$f$ is $μ$-integrable , then given $\epsilon > 0$, $ \exists δ > 0$ such that $\forall D ∈ A$ with $μ(D) < δ$, one has $\int_{D}|f|dμ < \epsilon $

Question

Let $f$ be an extended-real valued measurable function on a measure space $(Ω, A, μ)$ . Show that if f is $μ$-integrable , then given $\epsilon > 0$, $ \exists δ > 0$ such that $\forall D ∈ A$ with $μ(D) < δ$, one has $\int_{D}|f|dμ < \epsilon $

Since, $\int_{\Omega} f < \infty \implies \int_{\Omega} |f| < \infty \implies \exists M > 0 : \int_{\Omega} |f| = M $

Hence for any set $D \in A$, $\int_{D} |f| d\mu=\int_{\Omega}|f|1_{D} d\mu $

How to complete the proof? I thought of Cauchy Schwarz but not sure whether : $\int_{\Omega} |f| < \infty \implies \int_{\Omega} |f|^{2} < \infty $

Thanks in advance for help!

Answer 1

This is a possible solution. We have that $f\in\mathcal L_1(\Omega,\mu,\overline{\Bbb R})$ (that is, $f$ is $\mu$-integrable), then $\|f\|_1:=\int_\Omega|f|\,d\mu<\infty$.

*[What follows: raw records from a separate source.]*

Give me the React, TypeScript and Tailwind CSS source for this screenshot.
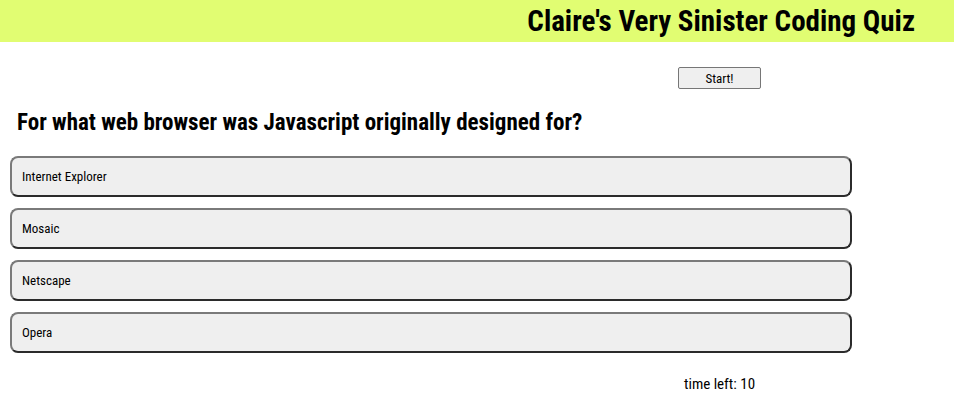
import React from "react";

const font = "font-['Roboto',sans-serif] font-stretch-[75%]";

export default function App() {
  const answers = ["Internet Explorer", "Mosaic", "Netscape", "Opera"];
  return (
    <div className={`min-h-[402px] bg-white text-black ${font}`}>
      <header className="flex h-[42px] items-center justify-end bg-[#e1fd72] pr-[39px]">
        <h1 className="text-[29px] font-bold leading-none">Claire's Very Sinister Coding Quiz</h1>
      </header>
      <div className="flex justify-end pr-[193px] pt-[25px]">
        <button className="h-[22px] w-[83px] rounded-[2px] border border-[#767676] bg-[#efefef] text-[13px] leading-none">
          Start!
        </button>
      </div>
      <h2 className="mt-[19px] pl-[17px] text-[23px] font-bold leading-[30px]">
        For what web browser was Javascript originally designed for?
      </h2>
      <div className="mt-[18px] flex w-[843px] flex-col gap-[11px] pl-[10px]">
        {answers.map((a) => (
          <button
            key={a}
            className="h-[41px] w-[842px] rounded-[8px] border-2 border-t-[#7a7a7a] border-l-[#7a7a7a] border-b-[#2b2b2b] border-r-[#2b2b2b] bg-[#efefef] pl-[10px] text-left text-[13px]"
          >
            {a}
          </button>
        ))}
      </div>
      <div className="mt-[20px] pl-[684px] text-[15px]">time left: 10</div>
    </div>
  );
}
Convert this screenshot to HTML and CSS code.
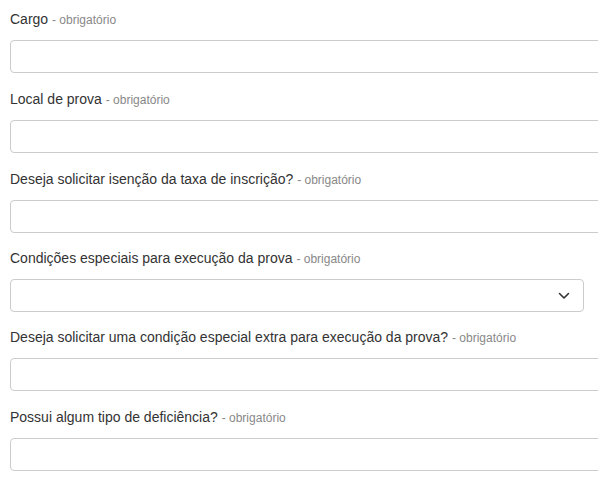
FILE: index.html
```html
<!DOCTYPE html>
<html lang="pt">
<head>
<meta charset="utf-8">
<link rel="stylesheet" href="styles.css">
</head>
<body>
<form class="form">
  <div class="field">
    <label class="label">Cargo <span class="req">- obrigatório</span></label>
    <input class="input" type="text">
  </div>
  <div class="field">
    <label class="label">Local de prova <span class="req">- obrigatório</span></label>
    <input class="input" type="text">
  </div>
  <div class="field">
    <label class="label">Deseja solicitar isenção da taxa de inscrição? <span class="req">- obrigatório</span></label>
    <input class="input" type="text">
  </div>
  <div class="field field-tight">
    <label class="label">Condições especiais para execução da prova <span class="req">- obrigatório</span></label>
    <div class="select">
      <svg class="chev" width="12" height="8" viewBox="0 0 12 8"><path d="M1.5 1.5 L6 6 L10.5 1.5" fill="none" stroke="#333" stroke-width="1.6" stroke-linecap="round" stroke-linejoin="round"/></svg>
    </div>
  </div>
  <div class="field field-tight">
    <label class="label">Deseja solicitar uma condição especial extra para execução da prova? <span class="req">- obrigatório</span></label>
    <input class="input" type="text">
  </div>
  <div class="field">
    <label class="label">Possui algum tipo de deficiência? <span class="req">- obrigatório</span></label>
    <input class="input" type="text">
  </div>
</form>
</body>
</html>
```
FILE: styles.css
```css
html, body {
  margin: 0;
  padding: 0;
  background: #fff;
  overflow: hidden;
}
body {
  font-family: "Liberation Sans", Arial, sans-serif;
  color: #333;
}
.form {
  padding: 9px 0 0 10px;
  display: flex;
  flex-direction: column;
  gap: 16px;
}
.field {
  display: flex;
  flex-direction: column;
  gap: 11px;
}
.field-tight {
  margin-top: -1px;
}
.label {
  display: block;
  font-size: 14px;
  line-height: 20px;
  height: 20px;
  color: #333;
}
.req {
  font-size: 12px;
  line-height: 1;
  color: #888;
}
.input, .select {
  box-sizing: border-box;
  height: 33px;
  border: 1px solid #ccc;
  border-radius: 4px;
  background: #fff;
  margin: 0;
  padding: 0 12px;
  font: inherit;
}
.input {
  width: 610px;
}
.select {
  width: 574px;
  display: flex;
  align-items: center;
  justify-content: flex-end;
  padding-right: 13px;
}
.chev {
  display: block;
}
```
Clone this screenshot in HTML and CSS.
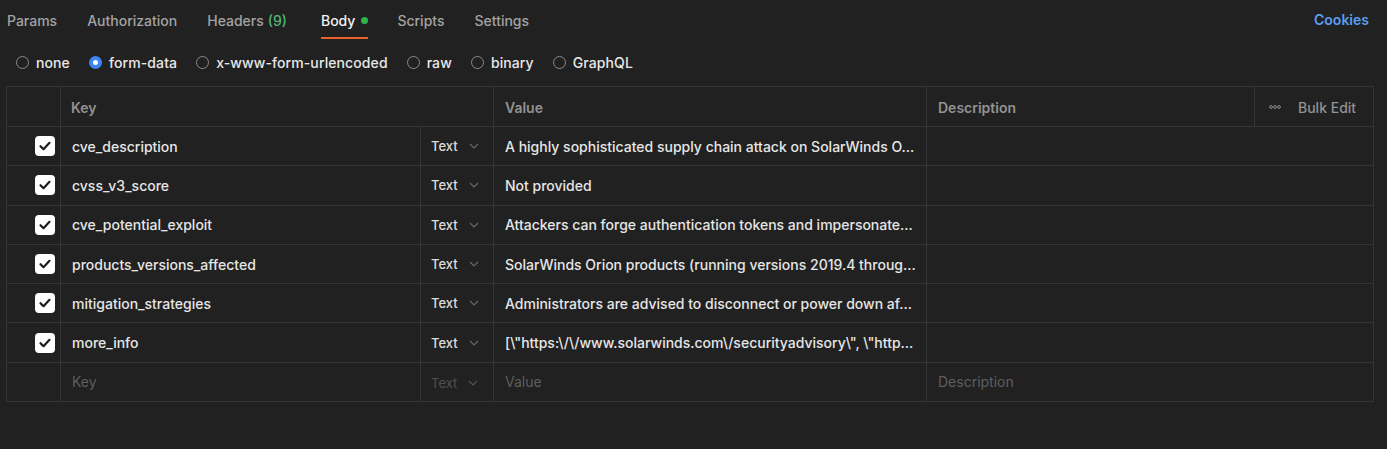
FILE: index.html
```html
<!DOCTYPE html>
<html>
<head>
<meta charset="utf-8">
<link rel="stylesheet" href="styles.css">
</head>
<body>
<div class="page">
  <div class="tabbar">
    <div class="tabs">
      <span class="tab">Params</span>
      <span class="tab">Authorization</span>
      <span class="tab">Headers <span class="count">(9)</span></span>
      <span class="tab active">Body<span class="dot"></span></span>
      <span class="tab">Scripts</span>
      <span class="tab">Settings</span>
    </div>
    <span class="cookies">Cookies</span>
  </div>

  <div class="bodytypes">
    <label class="opt"><span class="radio"></span>none</label>
    <label class="opt"><span class="radio on"></span>form-data</label>
    <label class="opt"><span class="radio"></span>x-www-form-urlencoded</label>
    <label class="opt"><span class="radio"></span>raw</label>
    <label class="opt"><span class="radio"></span>binary</label>
    <label class="opt"><span class="radio"></span>GraphQL</label>
  </div>

  <div class="kv">
    <div class="row head">
      <div class="cell chk"></div>
      <div class="cell key span2">Key</div>
      <div class="cell val">Value</div>
      <div class="cell desc">Description</div>
      <div class="cell bulk"><svg class="dots" viewBox="0 0 12 4"><circle cx="2" cy="2" r="1.4"/><circle cx="6" cy="2" r="1.4"/><circle cx="10" cy="2" r="1.4"/></svg>Bulk Edit</div>
    </div>

    <div class="row">
      <div class="cell chk"><span class="box"><svg viewBox="0 0 20 20"><path d="M5.5 10.2l3 3 6-6.4"/></svg></span></div>
      <div class="cell key">cve_description</div>
      <div class="cell type">Text<svg class="chev" viewBox="0 0 10 6"><path d="M1 1l4 4 4-4"/></svg></div>
      <div class="cell val">A highly sophisticated supply chain attack on SolarWinds O...</div>
      <div class="cell desc wide"></div>
    </div>
    <div class="row">
      <div class="cell chk"><span class="box"><svg viewBox="0 0 20 20"><path d="M5.5 10.2l3 3 6-6.4"/></svg></span></div>
      <div class="cell key">cvss_v3_score</div>
      <div class="cell type">Text<svg class="chev" viewBox="0 0 10 6"><path d="M1 1l4 4 4-4"/></svg></div>
      <div class="cell val">Not provided</div>
      <div class="cell desc wide"></div>
    </div>
    <div class="row">
      <div class="cell chk"><span class="box"><svg viewBox="0 0 20 20"><path d="M5.5 10.2l3 3 6-6.4"/></svg></span></div>
      <div class="cell key">cve_potential_exploit</div>
      <div class="cell type">Text<svg class="chev" viewBox="0 0 10 6"><path d="M1 1l4 4 4-4"/></svg></div>
      <div class="cell val">Attackers can forge authentication tokens and impersonate...</div>
      <div class="cell desc wide"></div>
    </div>
    <div class="row">
      <div class="cell chk"><span class="box"><svg viewBox="0 0 20 20"><path d="M5.5 10.2l3 3 6-6.4"/></svg></span></div>
      <div class="cell key">products_versions_affected</div>
      <div class="cell type">Text<svg class="chev" viewBox="0 0 10 6"><path d="M1 1l4 4 4-4"/></svg></div>
      <div class="cell val">SolarWinds Orion products (running versions 2019.4 throug...</div>
      <div class="cell desc wide"></div>
    </div>
    <div class="row">
      <div class="cell chk"><span class="box"><svg viewBox="0 0 20 20"><path d="M5.5 10.2l3 3 6-6.4"/></svg></span></div>
      <div class="cell key">mitigation_strategies</div>
      <div class="cell type">Text<svg class="chev" viewBox="0 0 10 6"><path d="M1 1l4 4 4-4"/></svg></div>
      <div class="cell val">Administrators are advised to disconnect or power down af...</div>
      <div class="cell desc wide"></div>
    </div>
    <div class="row">
      <div class="cell chk"><span class="box"><svg viewBox="0 0 20 20"><path d="M5.5 10.2l3 3 6-6.4"/></svg></span></div>
      <div class="cell key">more_info</div>
      <div class="cell type">Text<svg class="chev" viewBox="0 0 10 6"><path d="M1 1l4 4 4-4"/></svg></div>
      <div class="cell val">[\"https:\/\/www.solarwinds.com\/securityadvisory\", \"http...</div>
      <div class="cell desc wide"></div>
    </div>
    <div class="row empty">
      <div class="cell chk"></div>
      <div class="cell key ph">Key</div>
      <div class="cell type ph">Text<svg class="chev" viewBox="0 0 10 6"><path d="M1 1l4 4 4-4"/></svg></div>
      <div class="cell val ph">Value</div>
      <div class="cell desc wide ph">Description</div>
    </div>
  </div>
</div>
</body>
</html>
```

FILE: styles.css
```css
* { box-sizing: border-box; }
html, body {
  margin: 0;
  background: #212121;
}
body {
  font-family: Inter, "Noto Sans", sans-serif;
  font-size: 14px;
  color: #e6e6e6;
  width: 1387px;
  height: 449px;
  overflow: hidden;
}
.page {
  padding: 0 0 0 6px;
}
.tabbar {
  display: flex;
  justify-content: space-between;
  align-items: flex-start;
  height: 39px;
  padding-right: 18px;
}
.tabs {
  display: flex;
  gap: 30px;
  padding-left: 1px;
}
.tab {
  display: flex;
  align-items: center;
  height: 39px;
  color: #a3a3a3;
  font-weight: 500;
  border-bottom: 2px solid transparent;
  padding-top: 4px;
  line-height: 1;
}
.tab .count { color: #4fb873; margin-left: 4px; }
.tab.active {
  color: #f2f2f2;
  border-bottom-color: #e8642a;
  margin-left: 4px;
  margin-right: -1px;
}
.tab.active .dot {
  width: 7px;
  height: 7px;
  border-radius: 50%;
  background: #2cb54d;
  margin-left: 6px;
  margin-top: -1px;
}
.cookies {
  color: #5a9df0;
  font-weight: 600;
  line-height: 40px;
}

.bodytypes {
  display: flex;
  align-items: center;
  height: 46px;
  padding-left: 10px;
  gap: 19px;
}
.opt {
  display: flex;
  align-items: center;
  gap: 7px;
  color: #e8e8e8;
  font-weight: 500;
  letter-spacing: 0.1px;
}
.radio {
  width: 13px;
  height: 13px;
  border-radius: 50%;
  border: 1px solid #8a8a8a;
  display: inline-block;
}
.radio.on {
  border: 4px solid #3d86f2;
  background: #ffffff;
}

.kv {
  margin-top: 1px;
  width: 1368px;
  border-top: 1px solid #353535;
  border-left: 1px solid #353535;
}
.row {
  display: grid;
  grid-template-columns: 54px 360px 73px 433px 328px 119px;
  height: 39.3px;
}
.row.head { height: 40px; }
.cell {
  border-right: 1px solid #353535;
  border-bottom: 1px solid #353535;
  display: flex;
  align-items: center;
  padding-left: 11px;
  white-space: nowrap;
  overflow: hidden;
  min-width: 0;
}
.span2 { grid-column: span 2; }
.wide { grid-column: span 2; }
.head .cell {
  color: #929292;
  font-weight: 600;
  padding-top: 2px;
}
.head .key { padding-left: 10px; }
.chk { padding-left: 28px; }
.box {
  width: 20px;
  height: 20px;
  border-radius: 4px;
  background: #ffffff;
  display: inline-flex;
}
.box svg { width: 20px; height: 20px; }
.box path {
  fill: none;
  stroke: #1c1c1c;
  stroke-width: 2.2;
  stroke-linecap: round;
  stroke-linejoin: round;
}
.type {
  padding-left: 10px;
  font-size: 13px;
  font-weight: 500;
  color: #dcdcdc;
}
.chev {
  width: 10px;
  height: 6px;
  margin-left: 11px;
}
.chev path {
  fill: none;
  stroke: #6a6a6a;
  stroke-width: 1.1;
}
.val {
  padding-right: 8px;
  font-weight: 500;
}
.key { font-weight: 500; }
.ph { color: #5e5e5e !important; font-weight: 400 !important; }
.type.ph { color: #505050 !important; padding-top: 3px; }
.type.ph .chev path { stroke: #555; }
.bulk {
  padding-left: 14px;
  color: #9a9a9a;
  font-weight: 500 !important;
}
.dots {
  width: 12px;
  height: 4px;
  margin-right: 17px;
  margin-top: -2px;
}
.dots circle {
  fill: none;
  stroke: #8a8a8a;
  stroke-width: 1;
}
```
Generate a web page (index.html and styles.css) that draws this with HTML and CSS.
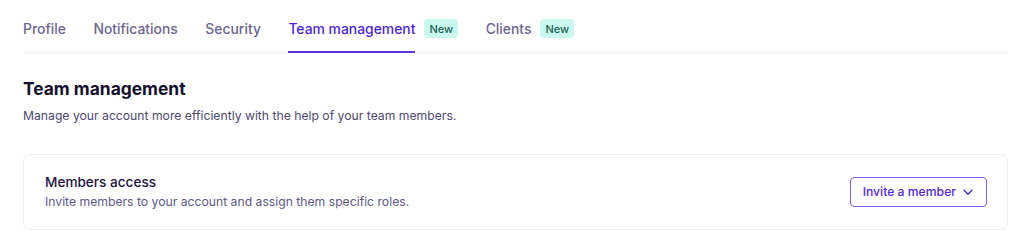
FILE: index.html
```html
<!DOCTYPE html>
<html lang="en">
<head>
<meta charset="utf-8">
<title>Team management</title>
<link rel="stylesheet" href="styles.css">
</head>
<body>
<div class="page">
  <nav class="tabs">
    <a class="tab">Profile</a>
    <a class="tab">Notifications</a>
    <a class="tab">Security</a>
    <a class="tab active"><span class="tab-label">Team management</span><span class="badge">New</span></a>
    <a class="tab"><span class="tab-label">Clients</span><span class="badge">New</span></a>
  </nav>
  <section class="intro">
    <h1 class="title">Team management</h1>
    <p class="subtitle">Manage your account more efficiently with the help of your team members.</p>
  </section>
  <div class="card">
    <div class="card-text">
      <h2 class="card-title">Members access</h2>
      <p class="card-desc">Invite members to your account and assign them specific roles.</p>
    </div>
    <button class="invite">Invite a member
      <svg class="chev" width="10" height="10" viewBox="0 0 10 10" fill="none"><path d="M1 3.2 5 7.2l4-4" stroke="currentColor" stroke-width="1.4" stroke-linecap="round" stroke-linejoin="round"/></svg>
    </button>
  </div>
</div>
</body>
</html>
```
FILE: styles.css
```css
* { box-sizing: border-box; }
html, body { margin: 0; padding: 0; background: #fff; }
body { font-family: Inter, "Noto Sans", sans-serif; -webkit-font-smoothing: antialiased; }
.page { padding: 0 16px 0 23px; }
.tabs {
  display: flex;
  gap: 27.5px;
  border-bottom: 1px solid #efeff3;
  height: 53px;
  align-items: stretch;
}
.tab {
  display: flex;
  align-items: center;
  gap: 9px;
  font-size: 13.9px;
  font-weight: 500;
  color: #6c6690;
  padding-top: 5px;
  position: relative;
}
.tab.active { color: #4c1fd6; }
.tab.active .tab-label { position: relative; align-self: stretch; display: flex; align-items: center; }
.tab.active .tab-label::after {
  content: "";
  position: absolute;
  left: 0; right: 0; bottom: -1px;
  height: 2px;
  background: #5b34e0;
}
.badge {
  display: inline-flex;
  align-items: center;
  justify-content: center;
  height: 19px;
  padding: 0 5px;
  border-radius: 4px;
  background: #c9f8ee;
  color: #1d5f56;
  font-size: 11px;
  font-weight: 500;
}
.intro { padding-top: 25px; }
.title { margin: 0; font-size: 17.4px; font-weight: 700; color: #150f2e; line-height: 22px; }
.subtitle { margin: 8px 0 0; font-size: 12.2px; color: #4e4872; line-height: 16px; }
.card {
  margin-top: 30px;
  border: 1px solid #ececf1;
  border-radius: 7px;
  height: 76px;
  display: flex;
  align-items: center;
  justify-content: space-between;
  padding: 0 20px 0 21px;
}
.card-text { margin-top: -2px; }
.card-title { margin: 0; font-size: 13.6px; font-weight: 500; color: #1e1343; line-height: 18px; }
.card-desc { margin: 3px 0 0; font-size: 12.2px; color: #5e5884; line-height: 16px; }
.invite {
  display: flex;
  align-items: center;
  gap: 7px;
  height: 30px;
  margin-top: -1px;
  padding: 0 13px 0 12px;
  border: 1.5px solid #7b5ce8;
  border-radius: 4px;
  background: #fff;
  color: #5328d0;
  font-family: inherit;
  font-size: 12.2px;
  font-weight: 500;
}
.chev { display: block; }
```
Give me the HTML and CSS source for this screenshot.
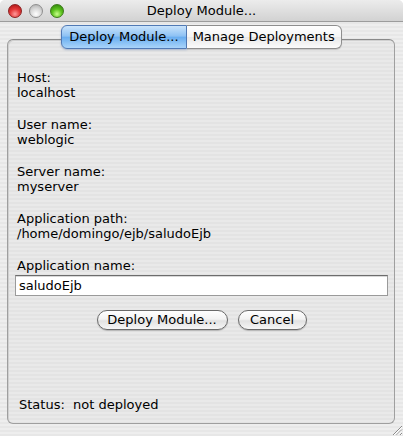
FILE: index.html
```html
<!DOCTYPE html>
<html>
<head>
<meta charset="utf-8">
<link rel="stylesheet" href="styles.css">
</head>
<body>
<div class="window">
  <div class="titlebar">
    <div class="lights">
      <span class="light red"></span>
      <span class="light gray"></span>
      <span class="light green"></span>
    </div>
    <div class="title">Deploy Module...</div>
  </div>
  <div class="content">
    <div class="panel">
      <div class="tabs">
        <div class="tab selected">Deploy Module...</div>
        <div class="tab">Manage Deployments</div>
      </div>
      <div class="fields">
        <div class="group"><div class="line">Host:</div><div class="line">localhost</div></div>
        <div class="group"><div class="line">User name:</div><div class="line">weblogic</div></div>
        <div class="group"><div class="line">Server name:</div><div class="line">myserver</div></div>
        <div class="group"><div class="line">Application path:</div><div class="line">/home/domingo/ejb/saludoEjb</div></div>
        <div class="group"><div class="line">Application name:</div></div>
      </div>
      <div class="input">saludoEjb</div>
      <div class="buttons">
        <div class="btn deploy">Deploy Module...</div>
        <div class="btn cancel">Cancel</div>
      </div>
      <div class="status">Status:&nbsp; not deployed</div>
    </div>
  </div>
  <svg class="grip" width="13" height="13" viewBox="0 0 13 13">
    <path d="M3 12 L12 3 M6.5 12 L12 6.5 M10 12 L12 10" stroke="#8a8a8a" stroke-width="1"/>
    <path d="M4 12 L12 4 M7.5 12 L12 7.5 M11 12 L12 11" stroke="#ffffff" stroke-width="1"/>
  </svg>
</div>
</body>
</html>
```
FILE: styles.css
```css
html, body {
  margin: 0;
  padding: 0;
  background: #fff;
}
body {
  font-family: "DejaVu Sans", "Lucida Grande", sans-serif;
  font-size: 13px;
  color: #000;
}
.window {
  position: relative;
  width: 403px;
  height: 436px;
  display: flex;
  flex-direction: column;
  background: repeating-linear-gradient(to bottom, #eeeeee 0 2px, #e7e7e7 2px 4px);
  border-radius: 5px 5px 0 0;
  overflow: hidden;
}
.titlebar {
  height: 21px;
  flex: none;
  display: flex;
  align-items: center;
  position: relative;
  background: linear-gradient(to bottom, #ececec, #d2d2d2);
  border-bottom: 1px solid #9c9c9c;
}
.lights {
  display: flex;
  gap: 7px;
  margin-left: 8px;
  margin-top: 1px;
}
.light {
  width: 14px;
  height: 14px;
  border-radius: 50%;
  box-sizing: border-box;
}
.red {
  background: radial-gradient(circle at 50% 75%, #ff9a9a 0%, #e53a3a 45%, #a41010 100%);
  border: 1px solid #8a2020;
}
.gray {
  background: radial-gradient(circle at 50% 75%, #ffffff 0%, #d8d8d8 50%, #a8a8a8 100%);
  border: 1px solid #8e8e8e;
}
.green {
  background: radial-gradient(circle at 50% 75%, #c8ff8a 0%, #5cc21e 45%, #2a7a08 100%);
  border: 1px solid #3c7a1a;
}
.title {
  position: absolute;
  left: 0;
  right: 0;
  top: 3px;
  text-align: center;
  line-height: 16px;
}
.content {
  flex: 1;
  display: flex;
  padding: 17px 8px 12px 7px;
}
.panel {
  flex: 1;
  display: flex;
  flex-direction: column;
  border: 1px solid #9f9f9f;
  border-top-color: #8a8a8a;
  border-radius: 6px;
  background: repeating-linear-gradient(to bottom, #e9e9e9 0 2px, #e3e3e3 2px 4px);
  box-shadow: inset 1px 1px 0 #d0d0d0;
  padding: 0 6px 11px 7px;
}
.tabs {
  display: flex;
  align-self: center;
  margin-top: -15px;
  height: 24px;
}
.tab {
  box-sizing: border-box;
  height: 24px;
  line-height: 21px;
  padding: 0 6px;
  white-space: nowrap;
  background: linear-gradient(to bottom, #ffffff 0%, #f4f4f4 50%, #e8e8e8 51%, #fbfbfb 100%);
  border: 1px solid #8e8e8e;
  border-left: none;
  border-radius: 0 6px 6px 0;
  box-shadow: 0 1px 1px rgba(0,0,0,0.15);
}
.tab.selected {
  padding: 0 7px;
  border: 1px solid #5079b5;
  border-radius: 6px 0 0 6px;
  background: linear-gradient(to bottom, #c9e3fb 0%, #8ec2f4 45%, #6aaef0 52%, #a9d4fa 100%);
  box-shadow: 0 1px 2px rgba(40,80,150,0.35);
}
.fields {
  display: flex;
  flex-direction: column;
  gap: 17px;
  margin-top: 21px;
  padding-left: 2px;
}
.line {
  line-height: 15px;
  height: 15px;
  white-space: nowrap;
}
.input {
  margin-top: 2px;
  height: 21px;
  box-sizing: border-box;
  background: #fff;
  border: 1px solid #9a9a9a;
  border-top-color: #6c6c6c;
  box-shadow: inset 0 1px 0 #d8d8d8;
  padding-left: 3px;
  line-height: 19px;
}
.buttons {
  display: flex;
  justify-content: center;
  gap: 10px;
  margin-top: 14px;
}
.btn {
  box-sizing: border-box;
  height: 20px;
  line-height: 18px;
  border: 1px solid #6a6a6a;
  border-radius: 10px;
  text-align: center;
  background: linear-gradient(to bottom, #ffffff 0%, #f3f3f3 45%, #e2e2e2 55%, #f6f6f6 100%);
  box-shadow: 0 1px 1px rgba(0,0,0,0.2);
}
.deploy { width: 131px; }
.cancel { width: 69px; }
.status {
  margin-top: auto;
  padding-left: 4px;
  line-height: 15px;
}
.grip {
  position: absolute;
  right: 0;
  bottom: 0;
}
```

Because the set of $\mu$-simple functions $\mathcal S(\Omega,\mu,\Bbb R)$ is dense in $\mathcal L_1(\Omega,\mu,\overline{\Bbb R})$ then there is some $\varphi\in\mathcal S(\Omega,\mu,\Bbb R)$ such that $\|f-\varphi\|_1<\epsilon/2$ for any chosen $\epsilon>0$, then $$ \int_A|f-\varphi|\,d\mu\le\int_A|f-\varphi|\,d\mu+\int_{A^\complement}|f-\varphi|\,d\mu=\|f-\varphi\|_1<\frac\epsilon2 $$ Hence $$ \begin{align}\int_A |f|\,d\mu&\le\int_A|f-\varphi+\varphi|\,d\mu\\ &\le\int_A|f-\varphi|\,d\mu+\int_A|\varphi|\,d\mu\\&<\frac\epsilon2+\mu(A)\|\varphi\|_\infty\end{align} $$

Can you follow from here? The solution in spoilers.

Then for $\mu(A)<\frac{\epsilon}{2\|\varphi\|_\infty}$ we find that $\int_A |f|\,d\mu<\epsilon$, as desired.

P.D.: also, instead of the set of $\mu$-simple functions you can use the set of continuous functions with compact support, denoted by $C_c(\Omega,\Bbb R)$, what is also dense in $\mathcal L_1(\Omega,\mu,\overline{\Bbb R})$.